Would you pull out every line of the material that contains the string "table"?
----------
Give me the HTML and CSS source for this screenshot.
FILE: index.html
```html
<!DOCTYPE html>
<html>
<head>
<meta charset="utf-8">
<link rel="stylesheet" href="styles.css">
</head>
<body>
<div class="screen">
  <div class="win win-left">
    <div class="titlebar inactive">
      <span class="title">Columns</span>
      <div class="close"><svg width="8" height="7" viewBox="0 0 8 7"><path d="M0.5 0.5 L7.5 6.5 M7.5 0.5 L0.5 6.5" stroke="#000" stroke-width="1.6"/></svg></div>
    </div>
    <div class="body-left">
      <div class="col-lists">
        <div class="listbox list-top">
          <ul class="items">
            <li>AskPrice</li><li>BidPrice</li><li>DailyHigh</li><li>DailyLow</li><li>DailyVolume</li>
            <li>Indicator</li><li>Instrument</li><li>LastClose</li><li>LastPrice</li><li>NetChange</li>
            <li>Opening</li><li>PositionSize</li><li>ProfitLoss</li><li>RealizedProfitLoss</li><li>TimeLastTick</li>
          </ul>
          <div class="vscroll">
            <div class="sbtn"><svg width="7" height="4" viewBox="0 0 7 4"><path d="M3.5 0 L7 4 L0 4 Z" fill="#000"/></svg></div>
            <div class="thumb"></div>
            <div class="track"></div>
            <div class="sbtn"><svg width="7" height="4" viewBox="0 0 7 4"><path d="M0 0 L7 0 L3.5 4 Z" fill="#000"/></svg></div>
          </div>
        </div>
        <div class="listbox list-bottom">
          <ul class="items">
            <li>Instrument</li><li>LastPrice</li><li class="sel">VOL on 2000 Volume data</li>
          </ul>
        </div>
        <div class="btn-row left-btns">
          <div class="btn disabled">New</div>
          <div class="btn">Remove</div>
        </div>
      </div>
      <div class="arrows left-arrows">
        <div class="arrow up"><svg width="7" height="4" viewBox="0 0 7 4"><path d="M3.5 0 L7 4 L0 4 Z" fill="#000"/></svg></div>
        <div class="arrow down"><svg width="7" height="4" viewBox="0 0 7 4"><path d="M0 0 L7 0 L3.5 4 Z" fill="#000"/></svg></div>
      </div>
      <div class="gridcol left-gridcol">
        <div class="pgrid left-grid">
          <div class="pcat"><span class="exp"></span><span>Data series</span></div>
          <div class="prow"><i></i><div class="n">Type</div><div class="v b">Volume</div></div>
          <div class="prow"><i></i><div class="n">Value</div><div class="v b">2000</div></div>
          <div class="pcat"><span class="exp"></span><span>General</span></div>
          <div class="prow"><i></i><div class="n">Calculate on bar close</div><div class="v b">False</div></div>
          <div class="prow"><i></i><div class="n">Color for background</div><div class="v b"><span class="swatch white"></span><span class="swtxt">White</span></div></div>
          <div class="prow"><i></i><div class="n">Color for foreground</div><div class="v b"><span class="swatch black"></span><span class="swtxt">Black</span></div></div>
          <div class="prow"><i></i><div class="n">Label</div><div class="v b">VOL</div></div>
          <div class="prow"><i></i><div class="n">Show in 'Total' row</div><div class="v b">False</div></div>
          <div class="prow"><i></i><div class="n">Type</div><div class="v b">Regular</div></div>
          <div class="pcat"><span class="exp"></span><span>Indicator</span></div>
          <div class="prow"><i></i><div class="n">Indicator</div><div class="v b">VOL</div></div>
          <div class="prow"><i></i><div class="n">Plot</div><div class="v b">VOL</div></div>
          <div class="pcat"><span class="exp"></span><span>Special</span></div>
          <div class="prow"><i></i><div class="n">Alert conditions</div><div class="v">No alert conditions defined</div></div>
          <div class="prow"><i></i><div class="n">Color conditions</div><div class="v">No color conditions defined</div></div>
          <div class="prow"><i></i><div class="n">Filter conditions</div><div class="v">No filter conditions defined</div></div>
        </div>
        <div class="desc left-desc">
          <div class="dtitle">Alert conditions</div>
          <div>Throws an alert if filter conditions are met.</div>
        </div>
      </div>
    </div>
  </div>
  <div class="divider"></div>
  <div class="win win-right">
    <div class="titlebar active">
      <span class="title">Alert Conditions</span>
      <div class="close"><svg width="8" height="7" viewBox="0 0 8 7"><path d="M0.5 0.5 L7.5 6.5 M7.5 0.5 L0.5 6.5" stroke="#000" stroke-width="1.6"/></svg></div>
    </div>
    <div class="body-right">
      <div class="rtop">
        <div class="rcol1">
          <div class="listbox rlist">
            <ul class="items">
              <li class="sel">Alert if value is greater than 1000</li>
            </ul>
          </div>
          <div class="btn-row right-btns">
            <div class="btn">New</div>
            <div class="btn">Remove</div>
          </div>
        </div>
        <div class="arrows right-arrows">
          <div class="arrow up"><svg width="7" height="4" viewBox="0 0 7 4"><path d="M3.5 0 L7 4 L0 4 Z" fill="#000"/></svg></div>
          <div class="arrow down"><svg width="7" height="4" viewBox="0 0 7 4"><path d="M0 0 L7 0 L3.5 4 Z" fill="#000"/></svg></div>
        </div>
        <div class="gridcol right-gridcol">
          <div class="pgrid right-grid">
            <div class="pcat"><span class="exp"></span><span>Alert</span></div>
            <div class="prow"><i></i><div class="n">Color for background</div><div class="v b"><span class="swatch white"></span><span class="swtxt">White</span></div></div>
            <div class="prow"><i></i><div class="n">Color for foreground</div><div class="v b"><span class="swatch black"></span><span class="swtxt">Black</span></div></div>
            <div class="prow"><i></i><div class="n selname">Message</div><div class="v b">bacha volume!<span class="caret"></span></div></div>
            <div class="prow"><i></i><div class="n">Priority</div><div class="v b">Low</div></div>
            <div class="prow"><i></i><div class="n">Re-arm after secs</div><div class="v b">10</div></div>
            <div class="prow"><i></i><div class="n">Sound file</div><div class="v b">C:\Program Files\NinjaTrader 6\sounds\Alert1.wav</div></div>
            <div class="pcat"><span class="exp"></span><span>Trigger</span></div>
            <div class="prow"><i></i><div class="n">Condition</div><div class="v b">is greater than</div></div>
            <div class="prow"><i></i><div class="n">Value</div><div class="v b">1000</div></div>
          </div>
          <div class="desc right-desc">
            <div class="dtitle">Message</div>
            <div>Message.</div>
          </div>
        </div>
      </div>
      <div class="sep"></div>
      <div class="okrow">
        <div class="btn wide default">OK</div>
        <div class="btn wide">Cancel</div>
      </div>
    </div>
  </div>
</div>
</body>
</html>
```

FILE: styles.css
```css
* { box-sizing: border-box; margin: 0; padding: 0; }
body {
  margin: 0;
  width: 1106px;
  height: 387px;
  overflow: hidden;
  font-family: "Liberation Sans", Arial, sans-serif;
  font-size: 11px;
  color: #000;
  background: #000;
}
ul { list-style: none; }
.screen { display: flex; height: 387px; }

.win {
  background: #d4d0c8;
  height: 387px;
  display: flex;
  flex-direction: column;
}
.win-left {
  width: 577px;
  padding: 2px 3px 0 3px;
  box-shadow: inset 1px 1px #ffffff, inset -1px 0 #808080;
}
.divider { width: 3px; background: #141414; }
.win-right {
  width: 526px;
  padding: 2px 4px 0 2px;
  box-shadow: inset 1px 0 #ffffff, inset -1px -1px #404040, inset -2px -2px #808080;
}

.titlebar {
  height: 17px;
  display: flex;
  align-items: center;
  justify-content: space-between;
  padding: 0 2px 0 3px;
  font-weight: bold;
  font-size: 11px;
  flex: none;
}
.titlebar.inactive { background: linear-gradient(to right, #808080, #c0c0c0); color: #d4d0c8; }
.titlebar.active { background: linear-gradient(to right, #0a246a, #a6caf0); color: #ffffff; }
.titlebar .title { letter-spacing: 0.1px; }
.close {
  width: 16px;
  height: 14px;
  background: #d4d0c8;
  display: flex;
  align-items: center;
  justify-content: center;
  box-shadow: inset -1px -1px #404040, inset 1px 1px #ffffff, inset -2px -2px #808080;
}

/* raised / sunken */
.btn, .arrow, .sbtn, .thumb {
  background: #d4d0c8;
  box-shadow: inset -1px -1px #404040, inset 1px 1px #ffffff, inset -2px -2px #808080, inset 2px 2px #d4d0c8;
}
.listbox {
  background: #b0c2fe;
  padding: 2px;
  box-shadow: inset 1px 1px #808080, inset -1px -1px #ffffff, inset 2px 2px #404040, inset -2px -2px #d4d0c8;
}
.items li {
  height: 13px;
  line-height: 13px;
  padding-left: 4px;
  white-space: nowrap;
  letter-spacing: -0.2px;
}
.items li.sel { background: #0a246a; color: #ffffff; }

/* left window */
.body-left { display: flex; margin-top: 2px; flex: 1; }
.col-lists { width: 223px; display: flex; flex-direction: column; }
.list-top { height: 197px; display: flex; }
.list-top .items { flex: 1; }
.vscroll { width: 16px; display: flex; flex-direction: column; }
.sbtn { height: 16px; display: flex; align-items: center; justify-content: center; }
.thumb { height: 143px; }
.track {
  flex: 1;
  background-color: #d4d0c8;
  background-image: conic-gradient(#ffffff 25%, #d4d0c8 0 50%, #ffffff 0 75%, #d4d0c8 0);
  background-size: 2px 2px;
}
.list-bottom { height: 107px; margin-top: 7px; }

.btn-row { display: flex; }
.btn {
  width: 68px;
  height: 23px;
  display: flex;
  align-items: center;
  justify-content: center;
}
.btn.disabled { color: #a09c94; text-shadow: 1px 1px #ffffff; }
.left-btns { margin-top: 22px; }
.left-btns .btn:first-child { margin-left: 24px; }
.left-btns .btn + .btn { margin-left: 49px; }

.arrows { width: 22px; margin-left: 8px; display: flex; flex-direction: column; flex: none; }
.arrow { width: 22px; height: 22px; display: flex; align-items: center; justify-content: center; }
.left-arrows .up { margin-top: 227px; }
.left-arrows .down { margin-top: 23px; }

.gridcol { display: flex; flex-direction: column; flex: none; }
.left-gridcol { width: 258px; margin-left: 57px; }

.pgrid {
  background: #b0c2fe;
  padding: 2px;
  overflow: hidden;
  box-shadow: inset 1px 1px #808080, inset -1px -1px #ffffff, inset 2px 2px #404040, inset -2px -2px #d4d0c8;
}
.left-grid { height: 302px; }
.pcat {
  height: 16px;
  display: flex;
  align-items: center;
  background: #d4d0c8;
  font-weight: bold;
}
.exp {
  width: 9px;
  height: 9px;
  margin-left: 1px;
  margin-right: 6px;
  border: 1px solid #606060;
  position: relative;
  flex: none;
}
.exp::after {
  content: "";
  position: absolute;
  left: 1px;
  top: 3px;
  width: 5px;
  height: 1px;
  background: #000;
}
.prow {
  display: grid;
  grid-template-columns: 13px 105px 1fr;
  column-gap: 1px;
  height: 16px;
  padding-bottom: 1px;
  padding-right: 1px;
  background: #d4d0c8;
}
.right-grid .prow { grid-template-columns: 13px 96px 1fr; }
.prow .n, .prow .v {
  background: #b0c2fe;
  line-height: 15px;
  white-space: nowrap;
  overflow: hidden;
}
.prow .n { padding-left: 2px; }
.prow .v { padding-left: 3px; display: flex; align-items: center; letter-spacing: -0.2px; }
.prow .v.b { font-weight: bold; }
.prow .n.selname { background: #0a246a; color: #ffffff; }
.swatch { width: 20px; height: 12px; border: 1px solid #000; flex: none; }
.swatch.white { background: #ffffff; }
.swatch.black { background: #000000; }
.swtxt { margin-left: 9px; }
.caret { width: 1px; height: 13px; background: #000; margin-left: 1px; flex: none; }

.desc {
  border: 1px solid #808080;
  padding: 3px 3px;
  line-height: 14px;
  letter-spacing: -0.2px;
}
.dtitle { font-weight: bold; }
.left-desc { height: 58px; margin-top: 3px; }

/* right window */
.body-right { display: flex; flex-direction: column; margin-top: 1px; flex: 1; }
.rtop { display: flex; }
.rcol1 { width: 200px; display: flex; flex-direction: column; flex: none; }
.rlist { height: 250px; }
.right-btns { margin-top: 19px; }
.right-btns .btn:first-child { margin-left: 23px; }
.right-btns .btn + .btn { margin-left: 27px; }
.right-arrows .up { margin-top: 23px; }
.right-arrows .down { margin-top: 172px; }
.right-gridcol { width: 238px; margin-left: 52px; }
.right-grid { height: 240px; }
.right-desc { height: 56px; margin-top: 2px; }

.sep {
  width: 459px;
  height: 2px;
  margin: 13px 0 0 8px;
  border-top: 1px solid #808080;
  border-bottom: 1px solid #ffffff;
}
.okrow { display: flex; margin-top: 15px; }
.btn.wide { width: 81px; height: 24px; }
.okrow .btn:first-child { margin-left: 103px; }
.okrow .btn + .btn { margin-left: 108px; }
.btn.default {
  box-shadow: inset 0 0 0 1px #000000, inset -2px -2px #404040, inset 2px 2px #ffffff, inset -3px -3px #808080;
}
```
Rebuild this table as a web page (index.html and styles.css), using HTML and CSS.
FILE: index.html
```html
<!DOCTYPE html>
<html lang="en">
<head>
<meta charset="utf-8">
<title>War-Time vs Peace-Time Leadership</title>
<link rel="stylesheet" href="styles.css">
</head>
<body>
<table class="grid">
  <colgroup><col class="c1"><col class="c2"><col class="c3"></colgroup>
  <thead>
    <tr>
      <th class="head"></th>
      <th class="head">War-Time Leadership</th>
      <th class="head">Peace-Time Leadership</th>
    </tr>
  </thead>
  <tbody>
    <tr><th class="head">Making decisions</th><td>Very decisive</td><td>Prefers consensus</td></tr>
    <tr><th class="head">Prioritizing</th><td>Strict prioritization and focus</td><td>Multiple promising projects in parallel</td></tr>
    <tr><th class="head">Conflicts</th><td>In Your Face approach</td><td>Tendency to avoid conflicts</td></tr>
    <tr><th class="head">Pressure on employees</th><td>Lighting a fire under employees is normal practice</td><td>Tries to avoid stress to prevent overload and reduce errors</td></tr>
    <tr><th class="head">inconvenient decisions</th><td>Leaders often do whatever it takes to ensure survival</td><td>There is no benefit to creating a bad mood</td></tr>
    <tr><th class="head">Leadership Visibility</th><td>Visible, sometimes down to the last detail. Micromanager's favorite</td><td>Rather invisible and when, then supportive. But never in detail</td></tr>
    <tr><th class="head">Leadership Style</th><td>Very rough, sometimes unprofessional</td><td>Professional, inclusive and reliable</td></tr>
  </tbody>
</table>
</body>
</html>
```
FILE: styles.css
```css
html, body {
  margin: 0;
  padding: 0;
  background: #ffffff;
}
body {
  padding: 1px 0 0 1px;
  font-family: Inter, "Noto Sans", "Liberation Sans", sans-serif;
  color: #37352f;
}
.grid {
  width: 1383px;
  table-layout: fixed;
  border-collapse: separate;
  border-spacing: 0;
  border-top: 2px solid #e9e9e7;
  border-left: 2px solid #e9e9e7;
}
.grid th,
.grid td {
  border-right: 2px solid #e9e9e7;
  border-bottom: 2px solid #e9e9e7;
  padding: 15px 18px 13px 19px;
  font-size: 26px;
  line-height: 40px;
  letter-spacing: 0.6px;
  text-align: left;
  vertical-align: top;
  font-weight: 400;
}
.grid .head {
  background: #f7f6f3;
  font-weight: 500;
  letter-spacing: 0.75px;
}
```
----------
## Correct result
Rebuild this table as a web page (index.html and styles.css), using HTML and CSS.
<table class="grid">
</table>
  table-layout: fixed;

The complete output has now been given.